Once we do, we might surprise ourselves with the contagious sensitivity and vigilance of high school students who write, design, and assemble their own showcases about taking their youth back. I personally found encouragement in the pay-what-you-can offerings of young collegiate troupes, in regional efforts to organize performing arts guilds for ecotourism, and in religious drama that doesn't concern itself with which disciplines to identify with. Theirs is the creative landscape that comes to mind when I revisit Ross Gay's exploration of attention, which he likens to:

“A practice of witnessing one’s delight . . . which also requires faith that delight will be with you daily, that you needn’t hoard it. No scarcity of delight.”

I would like to be an artist that is guided by faith. I want to be where I am, and evolve without asking for anything in return. I want the courage of taking part in something that exists as it is going out of existence, like sound. Or breath. I want to nurture stories that resist precision and are entangled with other stories, other species. I want to select that one magic word to aspire to for the year, and give myself permission to change it later on.


And I say all this not because I’ve successfully resisted disillusionment, but because I bear the knowledge that it’s real, and I believe that like an illness, it’s a bid for something else. Something better.

 

In 2021, my magic word was anger. I learned what it really meant to befriend it—to finally hear the kind of words that would escape me and discover they did not sound like the social justice books I read. To watch the world news everyday and still discover new depths of disappointment each time I caught my reflection in the window as I pictured what my early 20's would have looked like outside. To know the right words against militarism and sexual violence, and then smile in the face of directors that shout at me, steal my backstory for professional gain, and use misogynistic rhetoric to humiliate my peers.

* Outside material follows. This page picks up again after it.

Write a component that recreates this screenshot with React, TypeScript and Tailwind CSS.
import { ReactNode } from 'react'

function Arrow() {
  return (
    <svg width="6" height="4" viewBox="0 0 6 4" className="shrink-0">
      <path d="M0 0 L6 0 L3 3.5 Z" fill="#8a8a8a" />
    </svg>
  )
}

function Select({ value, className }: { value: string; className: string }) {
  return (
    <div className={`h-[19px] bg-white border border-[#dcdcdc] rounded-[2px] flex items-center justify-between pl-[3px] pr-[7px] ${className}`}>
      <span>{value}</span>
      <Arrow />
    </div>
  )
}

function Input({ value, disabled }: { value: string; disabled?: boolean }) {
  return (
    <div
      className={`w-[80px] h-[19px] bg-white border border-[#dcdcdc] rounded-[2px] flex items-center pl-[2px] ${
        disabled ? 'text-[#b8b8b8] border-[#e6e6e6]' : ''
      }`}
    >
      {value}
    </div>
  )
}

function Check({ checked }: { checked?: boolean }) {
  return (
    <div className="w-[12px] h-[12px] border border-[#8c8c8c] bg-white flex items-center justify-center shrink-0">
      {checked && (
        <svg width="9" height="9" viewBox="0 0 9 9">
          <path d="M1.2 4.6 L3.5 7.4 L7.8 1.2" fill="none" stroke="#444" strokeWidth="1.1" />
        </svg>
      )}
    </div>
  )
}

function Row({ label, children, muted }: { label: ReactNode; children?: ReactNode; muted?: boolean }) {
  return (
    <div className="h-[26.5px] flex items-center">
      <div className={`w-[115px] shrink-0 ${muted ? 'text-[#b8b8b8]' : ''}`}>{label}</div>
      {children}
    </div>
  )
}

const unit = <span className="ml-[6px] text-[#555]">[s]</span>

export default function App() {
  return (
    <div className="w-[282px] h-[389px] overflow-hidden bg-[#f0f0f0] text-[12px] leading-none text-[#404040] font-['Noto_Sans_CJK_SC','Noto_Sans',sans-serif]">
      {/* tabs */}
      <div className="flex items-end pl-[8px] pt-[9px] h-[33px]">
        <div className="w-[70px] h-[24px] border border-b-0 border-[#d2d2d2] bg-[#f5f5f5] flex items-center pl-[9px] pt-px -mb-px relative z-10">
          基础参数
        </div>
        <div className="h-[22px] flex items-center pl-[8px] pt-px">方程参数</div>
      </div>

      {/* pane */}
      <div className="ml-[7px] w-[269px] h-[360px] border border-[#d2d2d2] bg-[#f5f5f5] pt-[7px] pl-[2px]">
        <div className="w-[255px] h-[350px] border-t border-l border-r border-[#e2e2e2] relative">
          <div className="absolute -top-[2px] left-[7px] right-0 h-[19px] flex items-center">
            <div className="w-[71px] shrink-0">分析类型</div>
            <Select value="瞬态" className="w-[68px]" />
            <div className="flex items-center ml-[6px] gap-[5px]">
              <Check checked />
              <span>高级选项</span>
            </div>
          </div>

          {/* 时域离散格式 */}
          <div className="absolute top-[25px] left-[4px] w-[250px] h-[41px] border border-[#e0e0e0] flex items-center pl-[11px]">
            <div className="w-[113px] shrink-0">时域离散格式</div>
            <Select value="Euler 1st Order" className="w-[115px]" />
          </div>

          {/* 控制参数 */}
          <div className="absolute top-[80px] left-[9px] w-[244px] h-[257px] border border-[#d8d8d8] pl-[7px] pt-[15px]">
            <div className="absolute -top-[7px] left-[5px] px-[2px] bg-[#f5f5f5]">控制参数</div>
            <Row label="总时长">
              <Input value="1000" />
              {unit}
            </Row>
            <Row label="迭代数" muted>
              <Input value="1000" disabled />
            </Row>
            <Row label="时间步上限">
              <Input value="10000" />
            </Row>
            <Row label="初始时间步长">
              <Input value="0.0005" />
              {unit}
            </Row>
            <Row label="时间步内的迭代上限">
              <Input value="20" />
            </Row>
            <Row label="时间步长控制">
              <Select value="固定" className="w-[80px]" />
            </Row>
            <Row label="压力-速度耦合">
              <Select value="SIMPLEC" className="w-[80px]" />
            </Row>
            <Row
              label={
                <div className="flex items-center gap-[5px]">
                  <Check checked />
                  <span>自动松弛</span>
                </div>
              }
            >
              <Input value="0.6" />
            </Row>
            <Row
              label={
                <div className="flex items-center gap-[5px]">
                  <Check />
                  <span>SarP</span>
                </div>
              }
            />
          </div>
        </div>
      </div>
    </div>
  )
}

It was my anger that allowed me to articulate my desire for organized action and protection from further abuse; and the collective anger of my peers that reassured us when our material reality was questioned by the colleagues we admired and expected support from. When the distrust I so easily harbored for public figures, politicians, and their enablers reintroduced itself to me in my own home, it was my anger that allowed me to make a decision, for my health & safety, to quit acting. To amputate my gasoline rainbow childhood dream before it exploded on my face.


In 2022, there was a clearing for new hobbies, abandoned habits, and the language of joy. It allowed me to see abundance in my life, to nurture a kind of love that does not simply protect with a righteous rage but renews and renews and renews with delight. I found my spirituality again. I was caught in unfamiliar projects, new advocacy organizations, and growing networks of communities, friends, and beyond-human mentorships. In joy, I was able to create more freely. I was able to locate myself not according to a social food chain but within a great interstitiality that could hold and heal everyone.


I believe I'm heading into 2023 in a place that can equally hold anger, joy, and everything else that emerges in between. Is the word bravery? I mean, I would like to be brave. I would like to hold space for both: acting as the thing that brought me devastating truths and the thing that nurtured the same sensitivity that keeps my activism alive. The thing that made me betray myself and also showed me the wisdom of listening to my body, my collaborators, and my environment. The base from which I begrudgingly and lovingly strive, no matter what, to keep finding the most caring, sustainable path.


And so, in faith that I am treading that path now, I allow myself the admission that acting is and always will be a great big love of mine. It is neither something I seek nor despise. It is neither my past nor my future. Instead, I think it's something I remember whenever they say true change, radical change, always comes at a cost. When they talk of transformation as the gift and curse of giving up something important to you.


I no longer identify as an actor, but there remains, of course, a little actor inside me, preparing me for the risk & relief of my many upcoming transformations. Anger, joy, bravery, and sometimes all of them all at once. Right now, I think I'm in the shape of an activist pursuing ecofeminist practices in the arts & education sector. Tomorrow, I'll be a citizen scientist posting infographics about stray animals & mushrooms. Next year, who knows, I might step on stage again? Or become a wildlife comedy photographer with calendar merchandise?


Wherever my wild hopes take me, I'll follow.



 

There's a place in my brain

where hate won't grow.

I touch its riddle: wind, and seeds.

Something pokes us as we sleep.


It's late but everything comes next.